Reliable cell ID acquisition is the most important prerequisite for the realization of higher data rate and lower latency in OFDM-based cellular networks. The cell ID acquisition process is comprised of timing and frequency synchronization followed by cell identification. It is well known that the OFDM system is very sensitive to both timing and frequency offsets, and uncompensated offsets can degrade overall performance of system substantially. In order to achieve accurate timing and frequency synchronization and reliable cell identification, we propose estimation methods for timing and frequency offsets, and detection algorithm for cell ID acquisition.

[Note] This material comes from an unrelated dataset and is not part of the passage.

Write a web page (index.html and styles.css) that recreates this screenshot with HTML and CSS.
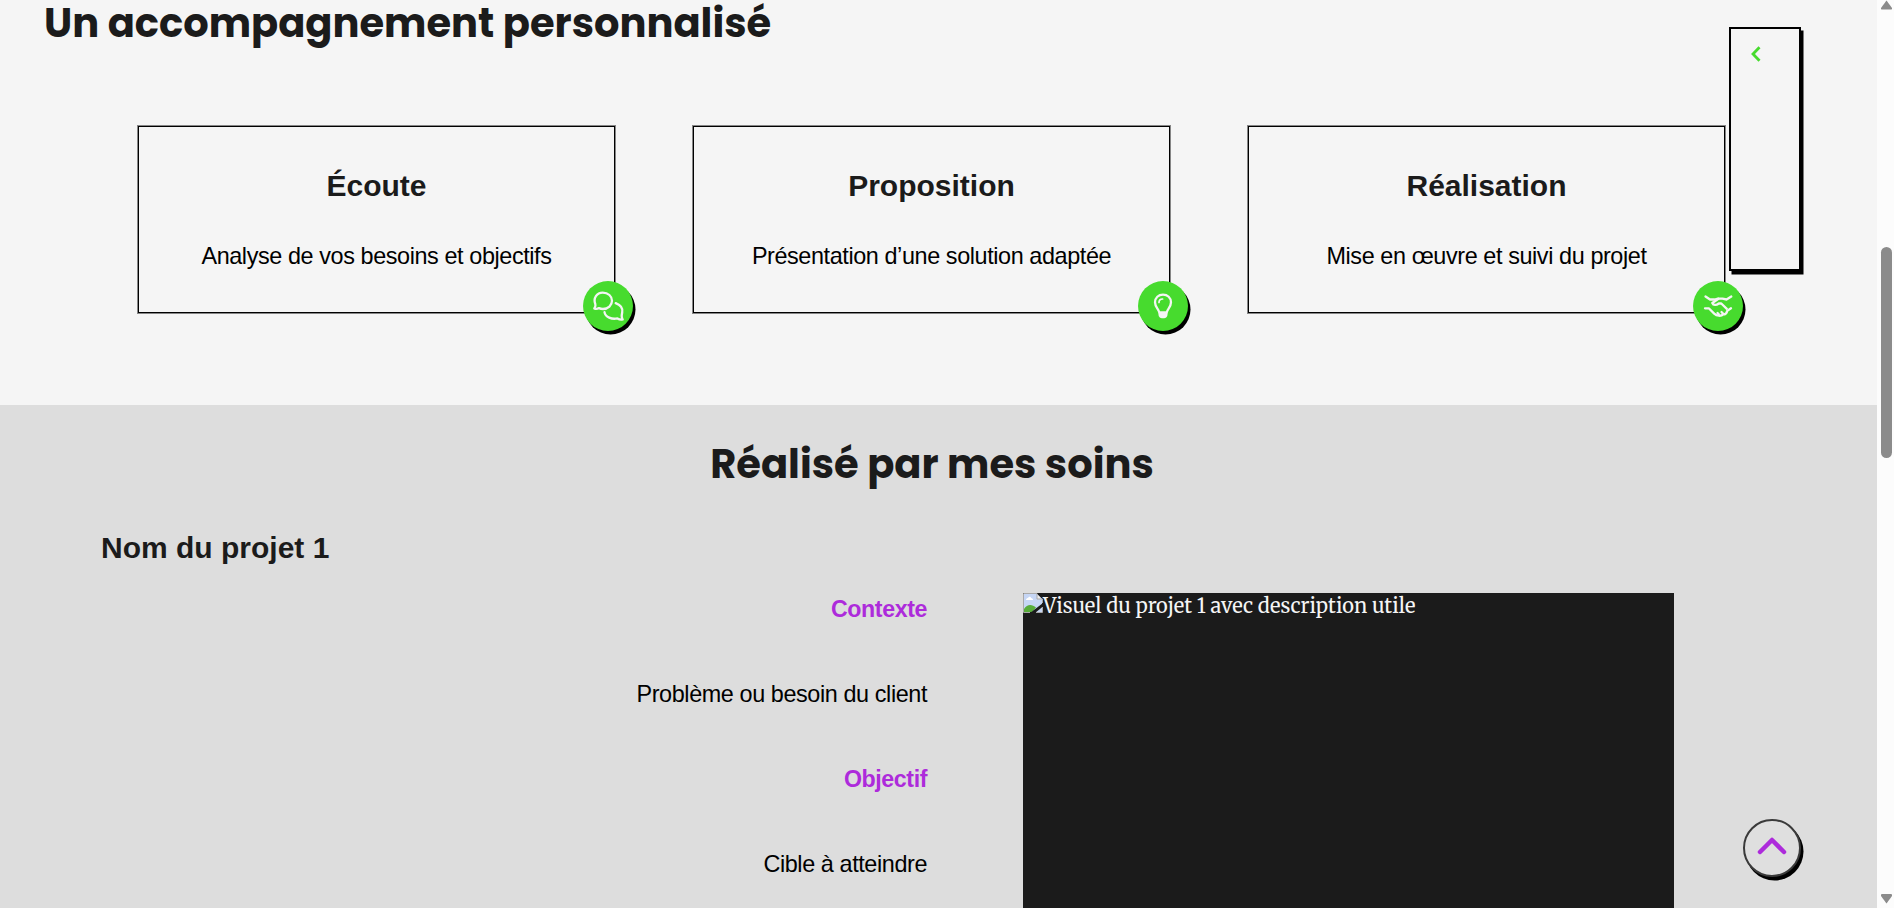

For timing synchronization, we propose two-step frame timing (FT) estimation algorithms;coarse and fine FT estimations. Both methods exploit unique structural property of transmitted preambles, where the coarse FT estimation uses autocorrelation property while the fine FT estimation utilizes the statistical property of symmetric correlator. Both schemes improve the FT estimation accuracy significantly compared with the conventional approaches. Furthermore, they are invulnerable to a frequency offset, and does not require a prior information such as SNR and channel statistics.
In the context of the frequency offset estimation, we first decompose the frequency offset into a fractional part (FFO) and an integer part (IFO) to improve the estimation accuracy.
Based on the same autocorrelation property of the preamble, then, FFO estimator is devised, and the corresponding Cramer-Rao bound is obtained. Since in reality perfect timing synchronization is difficult to achieve especially for very low SNR region, which is common in cellular system, we propose a joint IFO and residual timing offset (RTO) estimation method to achieve accurate IFO estimation in the presence of residual timing offset. The proposed IFO and RTO estimator has a full acquisition range of IFO, while exhibiting robustness against even a large RTO...